**DIRECTIONS FOR THIS TASK**: Please, without the pictures, retype exactly the lines from the start of the material through the line that holds "string; type?: string;".

**PROVIDED MATERIAL**:
# # # # # # #
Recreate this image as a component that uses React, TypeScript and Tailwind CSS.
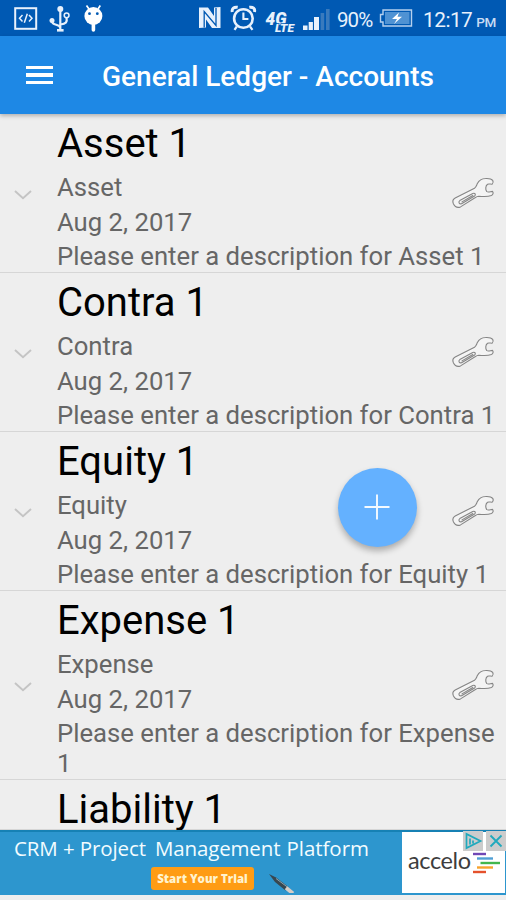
import React from "react";

type Account = { title: string; type?: string; description?: string; height: string };

const accounts: Account[] = [
  { title: "Asset 1", type: "Asset", description: "Please enter a description for Asset 1", height: "h-[159px]" },
  { title: "Contra 1", type: "Contra", description: "Please enter a description for Contra 1", height: "h-[159px]" },
  { title: "Equity 1", type: "Equity", description: "Please enter a description for Equity 1", height: "h-[159px]" },
  { title: "Expense 1", type: "Expense", description: "Please enter a description for Expense 1", height: "h-[189px]" },
  { title: "Liability 1", height: "h-[50px]" },
];

function Wrench() {
  return (
    <svg width="44" height="34" viewBox="0 0 44 34" fill="none" stroke="#858585" strokeWidth="1.1" strokeLinejoin="round" strokeLinecap="round" className="shrink-0">
      <path fill="#f4f4f4" d="M4.2 22 L23.5 12.2 C25 11.2 25.4 9.6 26.4 7.6 C28 4.4 31 2.6 34.5 2.5 C37.5 2.3 40.5 2.8 41.7 4.4 C42.4 5.6 42.2 7.2 41.2 8.2 C39.5 8.3 38 7.6 36.6 8.2 C34.4 9.6 34.2 13.6 35.8 15.6 C37.4 16.6 39.6 15.4 41.5 15.4 C42.6 16.6 42.2 18.6 40.4 19.6 C37 20.8 31.4 20.6 27.8 20.2 C26.2 20.2 25 21 24 21.7 L9.5 30.9 C6.4 32.2 3.8 30.6 2.4 27.8 C1.4 25.4 2.2 23 4.2 22 Z" />
      <path d="M8.8 24.6 L21.8 17.4 C24 16.6 25.2 18.6 23.6 20 L10.6 27.8 C8.2 28.4 7 26 8.8 24.6 Z M11 25.9 L21.8 19.5" />
    </svg>
  );
}

function AccountRow({ account }: { account: Account }) {
  return (
    <li className={`flex shrink-0 items-center border-b border-[#d6d6d6] ${account.height}`}>
      <div className="flex w-[57px] shrink-0 pl-[14px] pt-[3px]">
        {account.type && (
          <svg width="18" height="10" viewBox="0 0 18 10" fill="none" stroke="#c4c4c4" strokeWidth="1.9">
            <path d="M1 1 L9 8.2 L17 1" />
          </svg>
        )}
      </div>
      <div className="relative flex w-[449px] shrink-0 flex-col self-start pt-[6px] text-[25.7px] leading-[30px] text-[#666]">
        <h2 className="mb-[5px] text-[40px] leading-[47px] text-black">{account.title}</h2>
        {account.type && (
          <>
            <p className="mb-[4.7px]">{account.type}</p>
            <p className="mb-[4.7px]">Aug 2, 2017</p>
            <p>{account.description}</p>
            <div className="absolute inset-y-0 right-[11px] flex items-center">
              <Wrench />
            </div>
          </>
        )}
      </div>
    </li>
  );
}

function StatusBar() {
  return (
    <header className="flex h-9 shrink-0 items-center bg-[#0059b3] text-[#e8f1fc]">
      <svg width="110" height="36" viewBox="0 0 110 36" fill="none" stroke="currentColor">
        <rect x="15.2" y="8.2" width="21" height="20.6" strokeWidth="2" />
        <path d="M22.5 15 L19.5 18.3 L22.5 21.5 M29 15 L32 18.3 L29 21.5 M27.3 13.8 L24.3 22.8" strokeWidth="1.5" />
        <path d="M60.3 8 V30 M51.8 21 C52 26 60 23.5 60.3 28 M66.5 17.5 C67.5 22 66 24 60.5 24.5" strokeWidth="2.2" />
        <path d="M57 30.3 H63.6" strokeWidth="2.6" />
        <circle cx="60.3" cy="9" r="3" fill="currentColor" stroke="none" />
        <circle cx="52" cy="20.5" r="2.5" fill="currentColor" stroke="none" />
        <circle cx="66.6" cy="15.3" r="2.4" strokeWidth="1.5" />
        <circle cx="93.4" cy="16" r="9" fill="white" stroke="none" />
        <path d="M89 9 L86.5 5.5 M98 9 L100.3 5.5" stroke="white" strokeWidth="1.7" />
        <path d="M93.4 24 V30" stroke="white" strokeWidth="3.6" strokeLinecap="round" />
        <circle cx="89.5" cy="13.7" r="1.4" fill="#0059b3" stroke="none" />
        <circle cx="97.3" cy="13.7" r="1.4" fill="#0059b3" stroke="none" />
      </svg>
      <svg width="146" height="36" viewBox="190 0 146 36" fill="none" stroke="currentColor" className="ml-20">
        <path d="M199 7.5 H208 L214 16 V7.5 L220.5 7 V28 H212 L206 19.5 V27.5 L199 28 Z" fill="currentColor" stroke="none" />
        <path d="M204.2 27.5 V11.5 L216 25.5 V8" stroke="#0059b3" strokeWidth="1.3" />
        <circle cx="243.4" cy="18.5" r="9.3" strokeWidth="2.6" />
        <path d="M243.4 12.5 V19 H248.4" strokeWidth="2.1" />
        <path d="M232.3 12 C231.5 8.5 234 6.7 237.7 7.3 M254.5 12 C255.3 8.5 253 6.7 249.3 7.3" strokeWidth="3" />
        <path d="M236.8 26.5 L234.5 29.8 M250 26.5 L252.5 29.8" strokeWidth="2.2" />
        <text x="265.5" y="24.8" className="font-['Roboto'] text-[18.5px] font-black italic" textLength="21" lengthAdjust="spacingAndGlyphs" fill="currentColor" stroke="none">4G</text>
        <text x="275" y="32" className="font-['Roboto'] text-[11px] font-black italic" textLength="19" lengthAdjust="spacingAndGlyphs" fill="currentColor" stroke="#0059b3" strokeWidth="1.5" paintOrder="stroke">LTE</text>
        <g stroke="none" fill="currentColor">
          <rect x="303" y="25.5" width="4.5" height="4.5" />
          <rect x="308.7" y="22" width="4.2" height="8" />
          <rect x="314" y="17" width="5" height="13" />
          <rect x="320.6" y="13" width="3.6" height="17" fill="#397abd" />
          <rect x="326" y="9" width="3.6" height="21" fill="#397abd" />
        </g>
      </svg>
      <span className="ml-px w-[40px] whitespace-nowrap pt-[3px] text-[20.5px] leading-6 tracking-[-0.9px]">90%</span>
      <svg width="38" height="36" viewBox="376 0 38 36" fill="none" stroke="currentColor">
        <path d="M382 10 H410.5 V26 H382 V22 H379.5 V14.5 H382 Z" strokeWidth="1.4" stroke="#b5d0ee" />
        <rect x="384" y="12" width="24.5" height="12" fill="#4f92d3" stroke="none" />
        <path d="M398 12.5 L391 19 H396 L393 24 L401 16.8 H396.5 Z" fill="white" stroke="none" />
      </svg>
      <span className="ml-[8px] whitespace-nowrap pt-[3px] text-[20.8px] leading-6 tracking-[-0.5px]">12:17</span>
      <span className="ml-[4px] pt-[7px] text-[13.5px] font-medium leading-5 tracking-[-0.3px] text-[#c9dcf3]">PM</span>
    </header>
  );
}

function AdBanner() {
  return (
    <aside className="relative flex h-[65px] shrink-0 border-t-2 border-[#1681b4] bg-[#2d96ce]">
      <div className="flex w-[402px] shrink-0 flex-col">
        <p className="ml-[14px] flex h-[35px] whitespace-nowrap font-['Open_Sans'] text-[20.5px] leading-[33px] text-[#f2fcff]">
          <span className="w-[141px] tracking-[-0.1px]">CRM + Project</span>
          <span className="w-[131.5px] tracking-[-0.15px]">Management</span>
          <span className="tracking-[-0.05px]">Platform</span>
        </p>
        <div className="flex">
          <button className="ml-[151px] h-[23px] w-[103px] whitespace-nowrap rounded-[3px] bg-[#ff9c14] font-['Open_Sans'] text-[11.5px] font-extrabold leading-[23px] text-[#fff3ce]">Start Your Trial</button>
          <svg width="30" height="26" viewBox="0 0 30 26" className="ml-[14px]">
            <path d="M1 7 L8 10.5 L20.5 20 L17.5 23.5 L7 15 Z" fill="#384750" />
            <path d="M8 11.5 L20 20.5" stroke="#8fa5ae" strokeWidth="1" />
            <path d="M18 20.8 L25 26.5" stroke="#d6cdc6" strokeWidth="3.8" />
          </svg>
        </div>
      </div>
      <div className="mb-[2px] mr-px flex flex-1 items-center bg-white pl-[6px]">
        <span className="w-[63px] pb-[3px] font-['Lato'] text-[23.5px] leading-none tracking-[-0.4px] text-[#3d3d3d]">accelo</span>
        <svg width="28" height="23" viewBox="0 0 28 23" className="ml-[2px] mt-px shrink-0" fill="none" strokeWidth="2.4">
          <path d="M0 2 H13" stroke="#7048b5" />
          <path d="M4 6.5 H20" stroke="#509fd5" />
          <path d="M7.5 11 H27" stroke="#43b64c" />
          <path d="M4 15.5 H20" stroke="#f6a32d" />
          <path d="M0 20 H13" stroke="#e5512c" />
        </svg>
      </div>
      <div className="absolute right-0 -top-px flex h-5 gap-[3px]">
        <svg width="20" height="20" viewBox="0 0 20 20" fill="none" stroke="#20a9bd" strokeWidth="1.7" className="bg-[#ccc]">
          <path d="M3.5 3 V17 L17.5 10 Z M7 7.5 V13.5 M10 9.5 V12.5" />
        </svg>
        <svg width="20" height="20" viewBox="0 0 20 20" fill="none" stroke="#20a9bd" strokeWidth="1.8" className="bg-[#ccc]">
          <path d="M4.5 4.5 L15.5 15.5 M15.5 4.5 L4.5 15.5" />
        </svg>
      </div>
    </aside>
  );
}

export default function App() {
  return (
    <div className="relative flex h-[900px] w-[506px] flex-col overflow-hidden bg-[#eee] font-['Roboto',sans-serif]">
      <StatusBar />
      <nav className="z-10 flex h-[78px] shrink-0 items-center bg-[#1e88e5] shadow-[0_2px_4px_rgba(0,0,0,0.25)]">
        <button aria-label="Menu" className="ml-[26px] flex w-[27px] flex-col gap-[4px]">
          <span className="h-[3.5px] bg-white" />
          <span className="h-[3.5px] bg-white" />
          <span className="h-[3.5px] bg-white" />
        </button>
        <h1 className="ml-[49px] whitespace-nowrap pt-[3px] text-[28px] font-medium leading-8 text-white">General Ledger - Accounts</h1>
      </nav>
      <ul className="flex h-[716px] shrink-0 flex-col overflow-hidden">
        {accounts.map((account) => (
          <AccountRow key={account.title} account={account} />
        ))}
      </ul>
      <AdBanner />
      <button aria-label="Add account" className="absolute left-[338px] top-[468px] flex h-[79px] w-[79px] items-center justify-center rounded-full bg-[#64b1ff] pb-px pr-px shadow-[0_4px_6px_rgba(0,0,0,0.28)]">
        <svg width="26" height="26" viewBox="0 0 26 26" stroke="#f4faff" strokeWidth="1.9">
          <path d="M13 0.5 V25.5 M0.5 13 H25.5" />
        </svg>
      </button>
    </div>
  );
}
# # # # # # #
**SOLUTION**:
Recreate this image as a component that uses React, TypeScript and Tailwind CSS.
import React from "react";

type Account = { title: string; type?: string; description?: string; height: string };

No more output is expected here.